What happens when you take a cart-driver who is “slightly” medicated and let her amble past your Stand? *CRASH* That’s what.
       Hey, I bet you didn’t know those things are put together in sections and if you hit one hard enough? You can literally disassemble it. Also, when you’re trying to replace the boxes of Nutri-Grain Bars you knocked all over the floor, remember those shelves fall off at the lightest of touches.
       Then, when you’re trying to re-replace the boxes you knocked all over the floor for a second time by stacking them in front of a clever pyramid of boxes on the top of the Stand?
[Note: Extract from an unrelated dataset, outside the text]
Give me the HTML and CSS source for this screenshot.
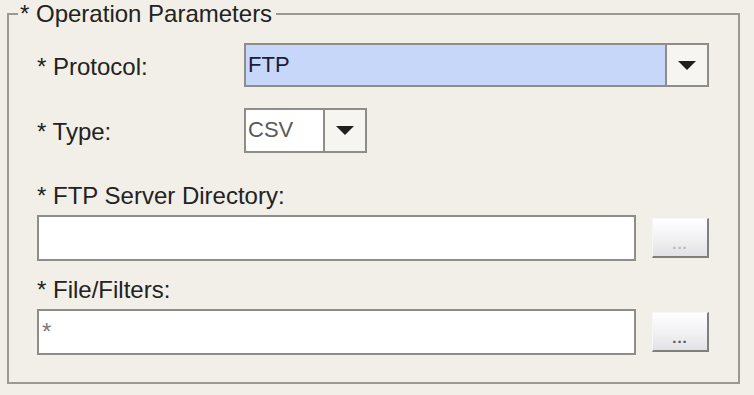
FILE: index.html
```html
<!DOCTYPE html>
<html lang="en">
  <head>
    <meta charset="UTF-8" />
    <meta name="viewport" content="width=device-width, initial-scale=1.0" />
    <title>Operation Parameters</title>
    <link rel="stylesheet" href="styles.css">
  </head>
  <body>
    <fieldset class="params">
      <legend>* Operation Parameters</legend>

      <div class="row">
        <label class="row-label">* Protocol:</label>
        <div class="combo combo-wide">
          <span class="combo-value selected">FTP</span>
          <span class="combo-arrow"><i></i></span>
        </div>
      </div>

      <div class="row">
        <label class="row-label">* Type:</label>
        <div class="combo combo-small">
          <span class="combo-value muted">CSV</span>
          <span class="combo-arrow"><i></i></span>
        </div>
      </div>

      <label class="field-label first">* FTP Server Directory:</label>
      <div class="field">
        <div class="field-input"></div>
        <button class="browse" disabled>...</button>
      </div>

      <label class="field-label">* File/Filters:</label>
      <div class="field">
        <div class="field-input"><span class="placeholder">*</span></div>
        <button class="browse">...</button>
      </div>
    </fieldset>
  </body>
</html>
```

FILE: styles.css
```css
* {
  margin: 0;
  padding: 0;
  box-sizing: border-box;
}

body {
  font-family: "Liberation Sans", Arial, sans-serif;
  background: #f1efe7;
  color: #222;
  width: 754px;
  height: 395px;
  overflow: hidden;
}

.params {
  margin: 1px 0 0 7px;
  width: 733px;
  height: 383px;
  border: 2px solid #9a9992;
  padding: 16px 28px 0 28px;
  min-width: 0;
}

.params legend {
  font-size: 24px;
  line-height: 26px;
  padding: 0 4px 0 2px;
  margin-left: -19px;
  color: #222;
}

.row {
  display: flex;
  align-items: center;
  height: 44px;
}

.row + .row {
  margin-top: 21px;
}

.row-label {
  width: 207px;
  font-size: 24px;
  line-height: 26px;
  padding-top: 3px;
}

.combo {
  display: flex;
  height: 44px;
  border: 2px solid #8e8d87;
}

.combo-wide {
  width: 465px;
}

.combo-small {
  width: 123px;
  height: 45px;
}

.combo-value {
  flex: 1;
  display: flex;
  align-items: center;
  padding-left: 2px;
  font-size: 22px;
  background: #ffffff;
}

.combo-value.selected {
  background: #c6d7f9;
  color: #1c1c38;
}

.combo-value.muted {
  color: #5a5a5a;
}

.combo-arrow {
  width: 42px;
  border-left: 2px solid #8e8d87;
  background: #f6f5f1;
  display: flex;
  align-items: center;
  justify-content: center;
}

.combo-arrow i {
  width: 0;
  height: 0;
  border-left: 9px solid transparent;
  border-right: 9px solid transparent;
  border-top: 9px solid #1f1f1f;
}

.field-label {
  display: block;
  margin-top: 16px;
  font-size: 24px;
  line-height: 26px;
}

.field-label.first {
  margin-top: 31px;
}

.field {
  display: flex;
  align-items: center;
  gap: 16px;
  margin-top: 6px;
}

.field-input {
  width: 599px;
  height: 46px;
  border: 2px solid #8e8d87;
  background: #ffffff;
  display: flex;
  align-items: center;
  padding-left: 3px;
}

.placeholder {
  font-size: 24px;
  color: #7a7a7a;
}

.browse {
  width: 57px;
  height: 40px;
  border-top: 1px solid #f7f7f7;
  border-left: 1px solid #f7f7f7;
  border-right: 2px solid #7f7f7c;
  border-bottom: 2px solid #7f7f7c;
  background: linear-gradient(#ffffff, #f1f1f3 55%, #e2e2e7);
  font-family: "Liberation Sans", Arial, sans-serif;
  font-size: 15px;
  font-weight: bold;
  line-height: 16px;
  letter-spacing: 1px;
  padding-top: 13px;
  color: #555;
}

.browse:disabled {
  color: #b8b8b8;
}
```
If your hands shake the least little bit, you’ll probably knock even MORE boxes to the ground resulting in the HAPPY employee “pleasantly” asking you from between clenched teeth to STOP helping .
       Oh yeah…and your offspring WILL disappear so as not to be associated with you and your Three Stooges box-stacking routine.
       (That one counts for three since I blew up the display in three different ways. Now THAT, my friends, is true talent!)

     8) Point-And-Scream- I cannot believe I almost forgot this one! I DID find an Elf on a Shelf, but he was too busy being tortured to come home and “play” with me. And he had friends too. It was a veritable Holiday Horror Fest!
       This poor Elf, Santa, an Angel, a Reindeer, and many more beloved characters were all sitting on their shelves with bubbles of water over their heads. This? Was the ULTIMATE water torture chamber peoples! I mean, if the whole “person” had been inside the water it would have been a lovely snow globe. But just their heads? What kind of sick mind comes up with these things!
       I weep still for their pain. *sniff sniff*

     9) Medicated Media- I think we covered that one pretty thoroughly yesterday. Enough said. *grin*

     10) Be Creative- Umm…ya see, I heard all the tales about the Disney Artists being jacked-up on coke when they created Fantasia. (And watching it stone-cold-sober, I can TOTALLY believe it!) So, I figured, “What the heck!” At least, I’m pretty sure that’s what I figured. It all kinda runs together after a certain point.
       I’ve been doodling to have something to focus on besides aches and cussing like a sailor. My house is officially COVERED in these things right now. So, what do I do with them? I ended up re-tooling a site that was a brief foray into a joint-blog for me and The Girl. (She was easily bored. What can I say?) (And yeah, she’s gonna yell at me and say I was the one easily bored. To which I’ll reply, “Prove it!”)

       ANYWAY…if you’re ever looking for things like doodles of the Pocket Ducks doing non-cartoon-y things (like keg-stands) or excessive amounts of Super Slug and Jack Frost, you’ll find it here.
       Also, since I evidently am not quite as tech-impaired whilst under the influence, I managed to write a little HTML code and made blog badges. (I know! They work and the blog didn’t blow up! I can’t believe it either!!!)